Feedback loops are key elements to the control of a system's behavior, and are used in a variety of areas including optics and photonics, nanotechnology and materials science, quantum technologies, scanning probe microscopy, and sensing. Taking advantage of closed-loop operation makes it possible to accelerate transient processes, reduce the impact of disturbances on the system and tune its steady-state behavior.
The PID controller first compares the system's output with a user-defined setpoint and generates an error signal. It then tries to minimize this error signal by adjusting its output, which in turn drives the system. This driving signal is obtained by adding three terms calculated separately from the error signal: the terms are referred to as proportional (P), integral (I) and derivative (D), and each has its own gain.
PID Controllers for Lock-in Amplifiers
Zurich Instruments offers PID controllers exclusively as upgrade options for lock-in amplifiers, impedance analyzers and boxcar averagers. Consequently, a number of different inputs can be chosen for the PIDs: the set of choices includes amplitude, phase, quadrature and in-phase components of demodulated signals, boxcar outputs, as well as auxiliary inputs and outputs. Integrated digital signal processing guarantees maximum signal-to-noise ratio, minimal feedback loop latency and closed-loop operation with high stability. Even tiny signals can be located in a noisy and spurious-rich background and used as reliable inputs. The feedback signal is then available as an analog output and can also be directly applied to an internal frequency generator output to control its amplitude, frequency, offset and phase.

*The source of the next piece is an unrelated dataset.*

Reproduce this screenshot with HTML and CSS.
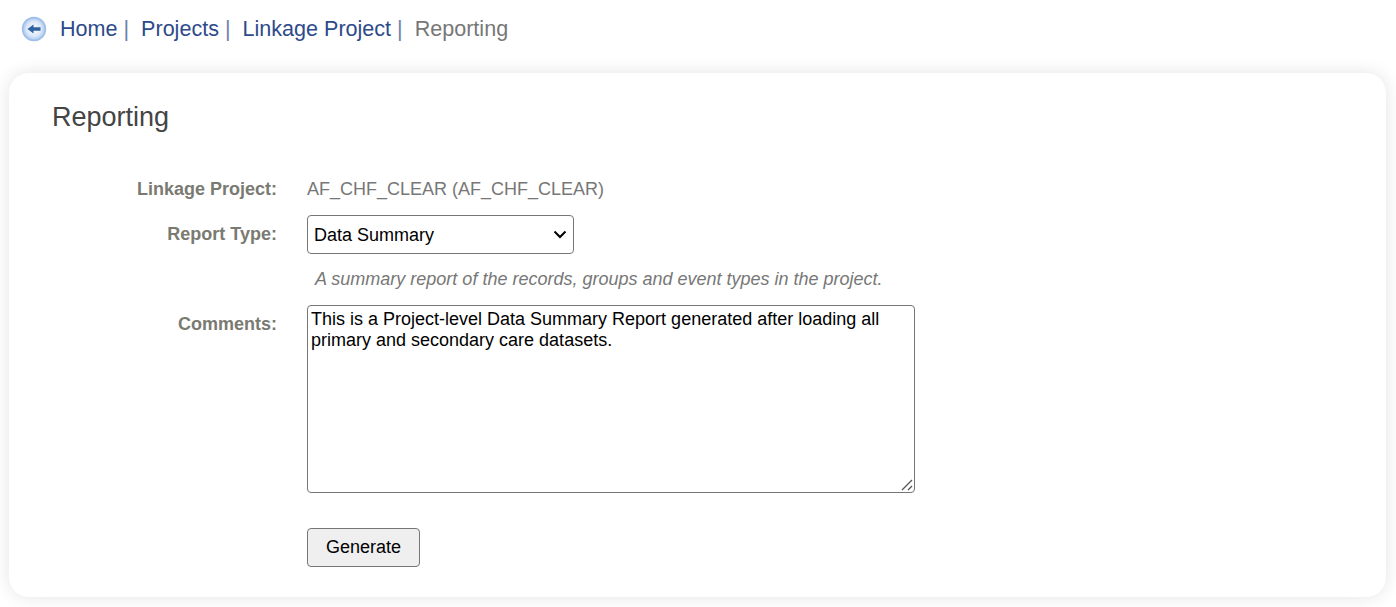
FILE: index.html
```html
<!DOCTYPE html>
<html lang="en">
<head>
  <meta charset="UTF-8" />
  <title>Reporting</title>
  <link rel="stylesheet" href="styles.css">
</head>
<body>
  <nav class="crumbs">
    <a class="back" href="#">
      <svg width="26" height="26" viewBox="0 0 26 26">
        <defs>
          <radialGradient id="ball" cx="50%" cy="50%" r="50%">
            <stop offset="0%" stop-color="#ffffff" />
            <stop offset="65%" stop-color="#dbe7f9" />
            <stop offset="100%" stop-color="#a3c2ec" />
          </radialGradient>
        </defs>
        <circle cx="13" cy="13" r="11.5" fill="url(#ball)" stroke="#9dbde8" stroke-width="1.4" />
        <path d="M6.5 13 L12.5 8.4 V11.2 H19.5 V14.8 H12.5 V17.6 Z" fill="#2f639f" />
      </svg>
    </a>
    <a href="#">Home</a><span class="sep">|</span>
    <a href="#">Projects</a><span class="sep">|</span>
    <a href="#">Linkage Project</a><span class="sep">|</span>
    <span class="current">Reporting</span>
  </nav>

  <main class="card">
    <h1>Reporting</h1>
    <form class="report-form">
      <div class="row row-project">
        <label>Linkage Project:</label>
        <div class="value">AF_CHF_CLEAR (AF_CHF_CLEAR)</div>
      </div>
      <div class="row row-type">
        <label for="type">Report Type:</label>
        <select id="type">
          <option>Data Summary</option>
        </select>
      </div>
      <div class="row row-hint">
        <div></div>
        <div class="hint">A summary report of the records, groups and event types in the project.</div>
      </div>
      <div class="row row-comments">
        <label for="comments">Comments:</label>
        <textarea id="comments">This is a Project-level Data Summary Report generated after loading all primary and secondary care datasets.</textarea>
      </div>
      <div class="row row-submit">
        <div></div>
        <button type="button">Generate</button>
      </div>
    </form>
  </main>
</body>
</html>
```

FILE: styles.css
```css
html, body {
  height: 100%;
}

body {
  margin: 0;
  background: #fff;
  font-family: "Liberation Sans", Arial, sans-serif;
  overflow: hidden;
}

.crumbs {
  display: flex;
  align-items: center;
  height: 58px;
  padding-left: 21px;
  font-size: 21.55px;
  color: #777;
}

.crumbs a {
  color: #2d4a8a;
  text-decoration: none;
}

.back {
  display: flex;
  margin-right: 13px;
}

.sep {
  margin-left: 6px;
  margin-right: 12px;
  color: #6b83a8;
}

.current {
  color: #777;
}

.card {
  box-sizing: border-box;
  height: 524px;
  margin: 15px 10px 0 9px;
  padding: 28px 43px 0;
  background: #fff;
  border-radius: 20px;
  box-shadow: 0 0 18px rgba(0, 0, 0, 0.11);
}

h1 {
  margin: 0;
  font-size: 27px;
  font-weight: normal;
  line-height: 32px;
  color: #444;
}

.report-form {
  margin-top: 32px;
}

.row {
  display: grid;
  grid-template-columns: 225px auto;
  justify-content: start;
  column-gap: 30px;
}

.row label {
  text-align: right;
  font-size: 18px;
  font-weight: bold;
  color: #7a7a72;
}

.row-project {
  box-sizing: border-box;
  height: 50px;
  padding-bottom: 2px;
  align-items: center;
}

.value {
  font-size: 18px;
  color: #777;
}

.row-type {
  align-items: center;
  height: 39px;
}

select {
  appearance: none;
  width: 267px;
  height: 39px;
  padding: 0 6px;
  font-family: "Liberation Sans", Arial, sans-serif;
  font-size: 18px;
  color: #000;
  background: #fff url("data:image/svg+xml,%3Csvg xmlns='http://www.w3.org/2000/svg' width='14' height='9'%3E%3Cpath d='M1.5 1.5 L7 7 L12.5 1.5' fill='none' stroke='%23000' stroke-width='2'/%3E%3C/svg%3E") no-repeat right 6px center;
  border: 1px solid #767676;
  border-radius: 4px;
}

.row-hint {
  height: 51px;
  align-items: center;
}

.hint {
  padding-left: 8px;
  font-size: 18px;
  font-style: italic;
  color: #777;
}

.row-comments label {
  padding-top: 9px;
}

textarea {
  box-sizing: border-box;
  display: block;
  width: 608px;
  height: 188px;
  padding: 3px 3px 2px;
  font-family: "Liberation Sans", Arial, sans-serif;
  font-size: 18px;
  line-height: 21px;
  color: #000;
  border: 1px solid #767676;
  border-radius: 4px;
}

textarea::-webkit-resizer {
  background: url("data:image/svg+xml,%3Csvg xmlns='http://www.w3.org/2000/svg' width='15' height='15'%3E%3Cpath d='M3 13 L13 3 M9 13 L13 9' stroke='%23555' stroke-width='1.3'/%3E%3C/svg%3E") no-repeat center;
}

.row-submit {
  margin-top: 35px;
}

button {
  width: 113px;
  height: 39px;
  padding: 0;
  font-family: "Liberation Sans", Arial, sans-serif;
  font-size: 18px;
  color: #000;
  background: #efefef;
  border: 1px solid #767676;
  border-radius: 4px;
}
```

Characterizing and setting up new control loops is straightforward with the LabOne® software. The available parametric sweeper, oscilloscope and other data acquisition tools make it easy for users to understand the specifics of a system in the time and frequency domains. Further, the PID Advisor offers a number of predefined model functions that can be used to derive an initial set of PID parameters that can be refined manually at a later time, e.g. based on recorded step responses to be compared to the model provided by the PID Advisor. Alternatively, the Auto Tune routine varies P, I and D automatically to minimize the residual error.
In many cases, introducing a D-gain offers the potential to speed up the loop's response. However, this often leads to instability because it introduces increasing gains towards high frequencies. Introducing an adjustable low-pass filter in the D-branch helps take advantage of the D-gain without running into instabilities.

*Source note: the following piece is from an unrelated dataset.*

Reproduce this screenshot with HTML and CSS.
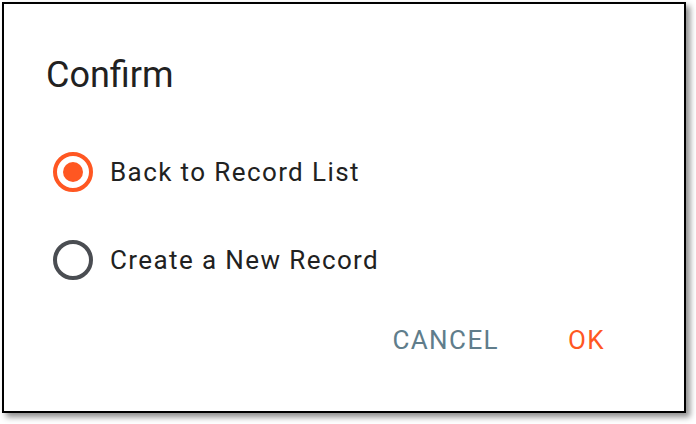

Phase detection facilitated by a lock-in amplifier is usually limited by the arct2(y/x) function to the value range ±π. In turn, this limits the 'capture range' of the PID as well as the stability of operation in the presence of external noise. In the digital domain, this limitation can be overcome thanks to a 'phase unwrap' functionality that detects instances where phase detection exceeds its limits and keeps track of this behaviour accordingly. Zurich Instruments' PIDs support a 'capture range' that extends up to ±1024π.

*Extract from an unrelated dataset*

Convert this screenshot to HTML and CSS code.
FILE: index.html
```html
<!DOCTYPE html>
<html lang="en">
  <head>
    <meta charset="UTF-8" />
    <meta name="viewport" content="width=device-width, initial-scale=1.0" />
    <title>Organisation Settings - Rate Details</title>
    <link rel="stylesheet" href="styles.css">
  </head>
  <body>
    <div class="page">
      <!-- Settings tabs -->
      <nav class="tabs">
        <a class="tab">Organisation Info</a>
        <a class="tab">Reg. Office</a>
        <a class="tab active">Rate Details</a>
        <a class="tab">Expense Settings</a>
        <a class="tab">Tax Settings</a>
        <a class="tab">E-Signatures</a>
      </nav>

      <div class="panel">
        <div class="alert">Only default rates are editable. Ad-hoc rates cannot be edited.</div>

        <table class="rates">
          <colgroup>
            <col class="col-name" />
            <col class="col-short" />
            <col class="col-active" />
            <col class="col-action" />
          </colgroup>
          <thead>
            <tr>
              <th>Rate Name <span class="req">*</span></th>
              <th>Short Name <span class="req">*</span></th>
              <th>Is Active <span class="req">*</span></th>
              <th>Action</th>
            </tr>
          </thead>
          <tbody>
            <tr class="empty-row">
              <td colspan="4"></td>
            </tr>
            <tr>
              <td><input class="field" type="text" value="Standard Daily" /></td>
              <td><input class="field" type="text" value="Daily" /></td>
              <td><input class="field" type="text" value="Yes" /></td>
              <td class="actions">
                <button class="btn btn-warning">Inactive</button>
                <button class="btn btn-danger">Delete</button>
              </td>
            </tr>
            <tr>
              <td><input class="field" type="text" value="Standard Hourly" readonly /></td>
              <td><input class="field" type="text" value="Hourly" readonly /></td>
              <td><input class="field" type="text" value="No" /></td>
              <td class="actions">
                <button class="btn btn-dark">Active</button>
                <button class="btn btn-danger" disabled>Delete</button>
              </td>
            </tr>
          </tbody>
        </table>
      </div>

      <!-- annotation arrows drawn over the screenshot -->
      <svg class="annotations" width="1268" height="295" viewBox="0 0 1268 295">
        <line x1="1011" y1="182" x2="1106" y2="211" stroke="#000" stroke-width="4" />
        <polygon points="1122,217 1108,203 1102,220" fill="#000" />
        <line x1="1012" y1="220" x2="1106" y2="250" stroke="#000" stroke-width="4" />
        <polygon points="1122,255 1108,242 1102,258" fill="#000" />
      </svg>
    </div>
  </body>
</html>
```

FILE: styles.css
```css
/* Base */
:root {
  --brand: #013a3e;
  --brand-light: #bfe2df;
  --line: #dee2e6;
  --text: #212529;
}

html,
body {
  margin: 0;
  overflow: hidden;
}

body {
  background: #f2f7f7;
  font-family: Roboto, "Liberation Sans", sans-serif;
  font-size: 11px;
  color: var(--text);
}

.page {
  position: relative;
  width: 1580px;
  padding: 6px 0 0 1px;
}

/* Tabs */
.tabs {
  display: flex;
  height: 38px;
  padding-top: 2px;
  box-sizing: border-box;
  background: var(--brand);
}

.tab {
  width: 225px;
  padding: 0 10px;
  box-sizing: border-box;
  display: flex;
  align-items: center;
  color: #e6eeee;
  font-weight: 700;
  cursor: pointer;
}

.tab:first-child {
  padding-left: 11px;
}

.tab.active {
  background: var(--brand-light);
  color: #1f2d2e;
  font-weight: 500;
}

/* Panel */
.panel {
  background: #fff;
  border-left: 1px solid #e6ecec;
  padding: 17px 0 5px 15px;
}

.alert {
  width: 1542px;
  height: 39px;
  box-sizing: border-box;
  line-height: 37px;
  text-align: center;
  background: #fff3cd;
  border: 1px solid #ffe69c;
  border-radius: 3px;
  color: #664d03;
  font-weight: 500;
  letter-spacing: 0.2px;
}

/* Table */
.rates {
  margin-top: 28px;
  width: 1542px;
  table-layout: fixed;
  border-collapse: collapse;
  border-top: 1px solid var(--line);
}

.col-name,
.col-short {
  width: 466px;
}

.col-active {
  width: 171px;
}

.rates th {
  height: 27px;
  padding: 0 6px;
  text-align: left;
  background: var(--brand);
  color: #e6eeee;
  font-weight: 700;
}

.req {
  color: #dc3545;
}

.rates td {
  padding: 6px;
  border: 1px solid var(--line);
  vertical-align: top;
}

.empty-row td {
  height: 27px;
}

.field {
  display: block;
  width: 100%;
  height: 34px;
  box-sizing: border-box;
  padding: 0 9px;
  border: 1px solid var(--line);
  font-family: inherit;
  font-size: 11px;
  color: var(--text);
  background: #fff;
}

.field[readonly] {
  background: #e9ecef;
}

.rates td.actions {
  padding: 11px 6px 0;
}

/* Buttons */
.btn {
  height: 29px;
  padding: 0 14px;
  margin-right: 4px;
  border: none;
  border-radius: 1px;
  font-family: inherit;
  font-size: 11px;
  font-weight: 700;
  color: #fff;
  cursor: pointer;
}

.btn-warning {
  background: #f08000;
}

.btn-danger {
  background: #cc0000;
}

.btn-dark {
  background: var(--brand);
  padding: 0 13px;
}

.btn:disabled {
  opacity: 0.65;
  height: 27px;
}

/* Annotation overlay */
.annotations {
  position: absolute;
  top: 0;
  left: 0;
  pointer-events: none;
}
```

- The broad choice of PID input and output signals and the fully configurable PID controllers afford the flexibility to design and maintain closed-loop control under a wide range of conditions without the need for additional instruments. Switching from one to another controller as the need arises is not a problem.
- Multiple PID controllers can run simultaneously within the same instrument, thus enabling advanced feedback loops while keeping setup complexity at bay.
- The PID Advisor allows users to model their setup and calculate sensible starting parameters. It is then possible to optimize further those PID parameters thanks to the Auto Tune routine and minimize the residual PID error.
- The LabOne toolset including Scope, Spectrum Analyzer, Sweeper and Plotter facilitates an integrated analysis and monitoring of the locking quality. For instance, it is possible to visualize the PID error as a histogram to spot deviations from a Gaussian distribution, which may indicate that something in the setup does not work as expected.